** start Stored records **
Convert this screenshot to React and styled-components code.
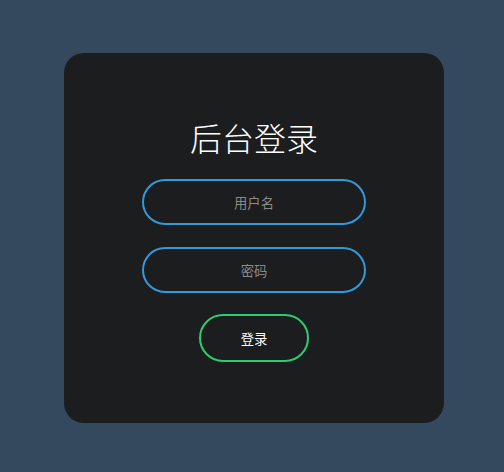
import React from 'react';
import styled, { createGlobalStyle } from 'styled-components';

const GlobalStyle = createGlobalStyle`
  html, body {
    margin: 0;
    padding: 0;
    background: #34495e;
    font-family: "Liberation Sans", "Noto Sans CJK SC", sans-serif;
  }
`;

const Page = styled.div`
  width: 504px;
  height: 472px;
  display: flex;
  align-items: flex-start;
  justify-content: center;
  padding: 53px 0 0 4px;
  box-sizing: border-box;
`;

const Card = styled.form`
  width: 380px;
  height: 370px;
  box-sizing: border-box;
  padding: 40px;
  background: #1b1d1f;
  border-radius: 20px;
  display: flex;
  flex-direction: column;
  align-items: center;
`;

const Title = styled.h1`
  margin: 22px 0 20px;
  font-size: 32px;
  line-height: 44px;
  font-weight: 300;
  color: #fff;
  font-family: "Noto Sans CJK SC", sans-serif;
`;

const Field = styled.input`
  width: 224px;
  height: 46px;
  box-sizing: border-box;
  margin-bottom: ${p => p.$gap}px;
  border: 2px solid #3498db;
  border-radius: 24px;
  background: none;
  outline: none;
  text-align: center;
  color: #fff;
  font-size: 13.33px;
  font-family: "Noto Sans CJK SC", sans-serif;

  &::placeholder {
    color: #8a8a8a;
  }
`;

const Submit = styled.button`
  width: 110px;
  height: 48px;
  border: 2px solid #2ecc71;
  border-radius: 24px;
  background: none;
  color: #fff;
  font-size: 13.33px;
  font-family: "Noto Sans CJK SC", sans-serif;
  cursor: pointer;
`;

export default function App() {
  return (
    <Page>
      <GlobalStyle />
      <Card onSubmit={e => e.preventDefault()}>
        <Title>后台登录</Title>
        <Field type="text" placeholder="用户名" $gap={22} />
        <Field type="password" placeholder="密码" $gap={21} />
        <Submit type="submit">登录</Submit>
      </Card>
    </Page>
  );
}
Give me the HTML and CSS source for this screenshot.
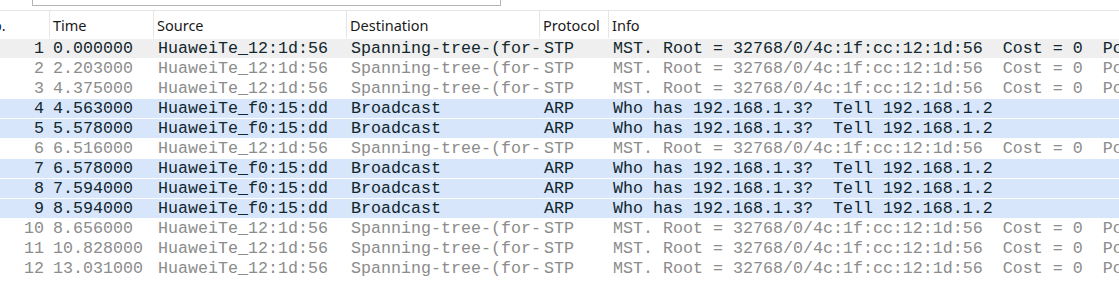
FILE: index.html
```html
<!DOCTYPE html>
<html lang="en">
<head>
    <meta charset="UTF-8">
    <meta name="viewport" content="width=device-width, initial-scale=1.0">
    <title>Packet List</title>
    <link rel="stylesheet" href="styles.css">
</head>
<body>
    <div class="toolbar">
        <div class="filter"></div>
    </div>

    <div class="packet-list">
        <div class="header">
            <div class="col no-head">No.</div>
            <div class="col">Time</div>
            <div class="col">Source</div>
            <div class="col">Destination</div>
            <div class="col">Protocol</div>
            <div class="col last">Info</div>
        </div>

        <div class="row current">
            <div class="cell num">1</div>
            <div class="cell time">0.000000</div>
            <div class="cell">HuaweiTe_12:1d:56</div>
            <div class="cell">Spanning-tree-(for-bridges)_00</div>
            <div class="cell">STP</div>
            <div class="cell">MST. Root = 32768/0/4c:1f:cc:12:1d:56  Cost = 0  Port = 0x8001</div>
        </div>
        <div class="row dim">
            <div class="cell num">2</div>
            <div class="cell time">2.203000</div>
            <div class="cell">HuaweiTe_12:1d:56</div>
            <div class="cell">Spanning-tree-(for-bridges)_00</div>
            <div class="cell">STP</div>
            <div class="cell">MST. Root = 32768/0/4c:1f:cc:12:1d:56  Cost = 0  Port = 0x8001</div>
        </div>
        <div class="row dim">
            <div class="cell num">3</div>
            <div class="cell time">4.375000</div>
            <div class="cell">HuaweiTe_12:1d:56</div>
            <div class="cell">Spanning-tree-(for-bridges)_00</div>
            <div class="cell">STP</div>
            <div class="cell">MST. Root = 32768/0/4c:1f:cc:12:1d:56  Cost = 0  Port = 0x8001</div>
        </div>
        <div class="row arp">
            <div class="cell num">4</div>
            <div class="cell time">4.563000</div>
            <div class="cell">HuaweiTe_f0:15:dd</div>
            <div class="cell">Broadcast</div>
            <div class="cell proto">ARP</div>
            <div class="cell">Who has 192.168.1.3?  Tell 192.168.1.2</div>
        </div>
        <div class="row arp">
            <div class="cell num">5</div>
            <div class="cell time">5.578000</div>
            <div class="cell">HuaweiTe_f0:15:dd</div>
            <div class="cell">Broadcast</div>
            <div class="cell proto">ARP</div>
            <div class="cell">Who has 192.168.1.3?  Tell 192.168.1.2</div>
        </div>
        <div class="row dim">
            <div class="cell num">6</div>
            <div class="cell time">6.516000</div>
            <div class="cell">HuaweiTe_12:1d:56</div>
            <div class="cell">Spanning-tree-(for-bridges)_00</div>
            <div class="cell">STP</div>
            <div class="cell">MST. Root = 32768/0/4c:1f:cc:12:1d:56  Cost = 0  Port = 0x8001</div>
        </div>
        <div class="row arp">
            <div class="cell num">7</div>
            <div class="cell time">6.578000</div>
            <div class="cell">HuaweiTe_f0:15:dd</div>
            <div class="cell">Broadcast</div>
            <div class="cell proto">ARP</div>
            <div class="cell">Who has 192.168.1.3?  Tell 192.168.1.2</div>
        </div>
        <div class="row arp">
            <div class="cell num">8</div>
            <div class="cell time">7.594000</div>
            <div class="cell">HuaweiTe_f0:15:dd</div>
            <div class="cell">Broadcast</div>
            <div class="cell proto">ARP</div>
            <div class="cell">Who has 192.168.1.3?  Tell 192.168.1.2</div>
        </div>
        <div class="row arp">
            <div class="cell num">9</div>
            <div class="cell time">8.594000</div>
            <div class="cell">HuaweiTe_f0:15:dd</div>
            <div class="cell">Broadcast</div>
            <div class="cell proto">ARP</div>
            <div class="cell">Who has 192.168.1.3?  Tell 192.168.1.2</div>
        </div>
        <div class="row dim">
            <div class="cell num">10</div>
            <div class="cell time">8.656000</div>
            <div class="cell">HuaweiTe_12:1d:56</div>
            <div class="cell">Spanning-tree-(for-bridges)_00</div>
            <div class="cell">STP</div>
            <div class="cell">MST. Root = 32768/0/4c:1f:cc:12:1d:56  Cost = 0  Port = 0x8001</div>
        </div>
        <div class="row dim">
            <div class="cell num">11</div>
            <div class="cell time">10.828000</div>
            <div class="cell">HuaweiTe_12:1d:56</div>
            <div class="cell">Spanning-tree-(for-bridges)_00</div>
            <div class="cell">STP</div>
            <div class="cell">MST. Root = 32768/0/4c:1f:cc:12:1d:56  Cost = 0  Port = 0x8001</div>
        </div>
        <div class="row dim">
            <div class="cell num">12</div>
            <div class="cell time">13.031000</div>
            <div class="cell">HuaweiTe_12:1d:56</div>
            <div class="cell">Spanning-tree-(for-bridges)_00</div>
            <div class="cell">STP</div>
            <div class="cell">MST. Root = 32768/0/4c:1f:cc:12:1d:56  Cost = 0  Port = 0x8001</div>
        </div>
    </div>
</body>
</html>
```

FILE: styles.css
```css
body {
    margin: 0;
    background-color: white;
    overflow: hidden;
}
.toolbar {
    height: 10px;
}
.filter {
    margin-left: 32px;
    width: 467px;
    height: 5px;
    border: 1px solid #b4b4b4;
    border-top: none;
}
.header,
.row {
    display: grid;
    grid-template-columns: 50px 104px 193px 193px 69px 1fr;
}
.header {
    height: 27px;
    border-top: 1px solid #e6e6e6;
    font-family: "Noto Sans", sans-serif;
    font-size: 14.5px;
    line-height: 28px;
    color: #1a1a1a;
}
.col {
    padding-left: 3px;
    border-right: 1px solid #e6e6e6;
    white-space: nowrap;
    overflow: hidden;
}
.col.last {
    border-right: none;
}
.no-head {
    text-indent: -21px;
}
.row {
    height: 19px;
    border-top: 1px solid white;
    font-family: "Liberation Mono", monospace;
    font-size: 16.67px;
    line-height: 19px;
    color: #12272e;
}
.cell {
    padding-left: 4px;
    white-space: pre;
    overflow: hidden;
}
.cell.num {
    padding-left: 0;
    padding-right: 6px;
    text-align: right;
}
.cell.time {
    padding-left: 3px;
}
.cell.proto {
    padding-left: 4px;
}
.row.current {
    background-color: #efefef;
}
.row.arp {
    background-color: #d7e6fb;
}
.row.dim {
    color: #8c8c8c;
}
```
** end Stored records **
Copy every line above in which the string "React" shows up.

■ Answer to this problem ■
Convert this screenshot to React and styled-components code.
import React from 'react';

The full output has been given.